-- What this task involves --
Reproduce all of the listing below without alteration.
--- Data section ---
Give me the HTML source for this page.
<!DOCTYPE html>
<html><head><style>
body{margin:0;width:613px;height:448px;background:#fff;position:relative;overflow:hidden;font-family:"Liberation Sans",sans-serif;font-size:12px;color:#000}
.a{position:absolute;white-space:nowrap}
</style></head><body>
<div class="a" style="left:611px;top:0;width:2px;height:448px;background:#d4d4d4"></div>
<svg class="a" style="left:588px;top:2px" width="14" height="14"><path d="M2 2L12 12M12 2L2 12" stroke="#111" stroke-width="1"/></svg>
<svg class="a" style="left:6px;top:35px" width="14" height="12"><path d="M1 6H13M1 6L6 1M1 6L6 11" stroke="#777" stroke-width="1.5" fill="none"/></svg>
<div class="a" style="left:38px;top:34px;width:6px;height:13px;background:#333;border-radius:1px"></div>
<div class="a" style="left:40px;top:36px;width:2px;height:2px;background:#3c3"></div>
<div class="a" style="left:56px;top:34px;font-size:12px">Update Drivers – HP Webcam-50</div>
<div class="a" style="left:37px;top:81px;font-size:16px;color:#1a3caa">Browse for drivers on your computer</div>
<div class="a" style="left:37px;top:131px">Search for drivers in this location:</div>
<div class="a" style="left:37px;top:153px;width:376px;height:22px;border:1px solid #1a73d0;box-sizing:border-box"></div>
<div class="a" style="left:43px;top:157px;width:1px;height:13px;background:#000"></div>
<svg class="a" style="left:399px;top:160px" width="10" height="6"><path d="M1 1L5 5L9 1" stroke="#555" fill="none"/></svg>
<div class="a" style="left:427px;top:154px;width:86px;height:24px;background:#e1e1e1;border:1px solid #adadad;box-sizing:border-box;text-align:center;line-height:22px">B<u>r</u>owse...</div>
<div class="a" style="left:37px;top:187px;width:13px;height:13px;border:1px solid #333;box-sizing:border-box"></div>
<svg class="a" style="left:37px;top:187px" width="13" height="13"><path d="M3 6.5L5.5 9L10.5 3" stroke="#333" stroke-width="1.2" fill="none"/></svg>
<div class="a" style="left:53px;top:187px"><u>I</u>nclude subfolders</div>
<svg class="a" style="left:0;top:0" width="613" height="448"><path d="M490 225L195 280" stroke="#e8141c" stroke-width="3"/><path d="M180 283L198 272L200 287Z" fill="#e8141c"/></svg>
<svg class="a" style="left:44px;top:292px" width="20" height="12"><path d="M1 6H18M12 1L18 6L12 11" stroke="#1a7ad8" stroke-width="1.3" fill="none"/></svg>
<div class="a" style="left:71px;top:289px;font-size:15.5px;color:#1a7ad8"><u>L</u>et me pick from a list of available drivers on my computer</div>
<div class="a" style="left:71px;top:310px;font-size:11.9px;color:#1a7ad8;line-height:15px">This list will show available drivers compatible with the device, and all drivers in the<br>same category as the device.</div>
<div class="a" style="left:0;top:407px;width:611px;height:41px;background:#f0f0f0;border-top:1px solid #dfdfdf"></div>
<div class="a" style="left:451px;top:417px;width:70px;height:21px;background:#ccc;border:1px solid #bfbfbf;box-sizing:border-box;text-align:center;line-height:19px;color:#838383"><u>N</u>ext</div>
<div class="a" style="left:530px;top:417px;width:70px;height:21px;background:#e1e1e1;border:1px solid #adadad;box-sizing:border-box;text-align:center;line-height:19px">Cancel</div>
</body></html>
---
-- The answer --
Give me the HTML source for this page.
<!DOCTYPE html>
<html><head><style>
body{margin:0;width:613px;height:448px;background:#fff;position:relative;overflow:hidden;font-family:"Liberation Sans",sans-serif;font-size:12px;color:#000}
.a{position:absolute;white-space:nowrap}
</style></head><body>
<div class="a" style="left:611px;top:0;width:2px;height:448px;background:#d4d4d4"></div>
<svg class="a" style="left:588px;top:2px" width="14" height="14"><path d="M2 2L12 12M12 2L2 12" stroke="#111" stroke-width="1"/></svg>
<svg class="a" style="left:6px;top:35px" width="14" height="12"><path d="M1 6H13M1 6L6 1M1 6L6 11" stroke="#777" stroke-width="1.5" fill="none"/></svg>
<div class="a" style="left:38px;top:34px;width:6px;height:13px;background:#333;border-radius:1px"></div>
<div class="a" style="left:40px;top:36px;width:2px;height:2px;background:#3c3"></div>
<div class="a" style="left:56px;top:34px;font-size:12px">Update Drivers – HP Webcam-50</div>
<div class="a" style="left:37px;top:81px;font-size:16px;color:#1a3caa">Browse for drivers on your computer</div>
<div class="a" style="left:37px;top:131px">Search for drivers in this location:</div>
<div class="a" style="left:37px;top:153px;width:376px;height:22px;border:1px solid #1a73d0;box-sizing:border-box"></div>
<div class="a" style="left:43px;top:157px;width:1px;height:13px;background:#000"></div>
<svg class="a" style="left:399px;top:160px" width="10" height="6"><path d="M1 1L5 5L9 1" stroke="#555" fill="none"/></svg>
<div class="a" style="left:427px;top:154px;width:86px;height:24px;background:#e1e1e1;border:1px solid #adadad;box-sizing:border-box;text-align:center;line-height:22px">B<u>r</u>owse...</div>
<div class="a" style="left:37px;top:187px;width:13px;height:13px;border:1px solid #333;box-sizing:border-box"></div>
<svg class="a" style="left:37px;top:187px" width="13" height="13"><path d="M3 6.5L5.5 9L10.5 3" stroke="#333" stroke-width="1.2" fill="none"/></svg>
<div class="a" style="left:53px;top:187px"><u>I</u>nclude subfolders</div>
<svg class="a" style="left:0;top:0" width="613" height="448"><path d="M490 225L195 280" stroke="#e8141c" stroke-width="3"/><path d="M180 283L198 272L200 287Z" fill="#e8141c"/></svg>
<svg class="a" style="left:44px;top:292px" width="20" height="12"><path d="M1 6H18M12 1L18 6L12 11" stroke="#1a7ad8" stroke-width="1.3" fill="none"/></svg>
<div class="a" style="left:71px;top:289px;font-size:15.5px;color:#1a7ad8"><u>L</u>et me pick from a list of available drivers on my computer</div>
<div class="a" style="left:71px;top:310px;font-size:11.9px;color:#1a7ad8;line-height:15px">This list will show available drivers compatible with the device, and all drivers in the<br>same category as the device.</div>
<div class="a" style="left:0;top:407px;width:611px;height:41px;background:#f0f0f0;border-top:1px solid #dfdfdf"></div>
<div class="a" style="left:451px;top:417px;width:70px;height:21px;background:#ccc;border:1px solid #bfbfbf;box-sizing:border-box;text-align:center;line-height:19px;color:#838383"><u>N</u>ext</div>
<div class="a" style="left:530px;top:417px;width:70px;height:21px;background:#e1e1e1;border:1px solid #adadad;box-sizing:border-box;text-align:center;line-height:19px">Cancel</div>
</body></html>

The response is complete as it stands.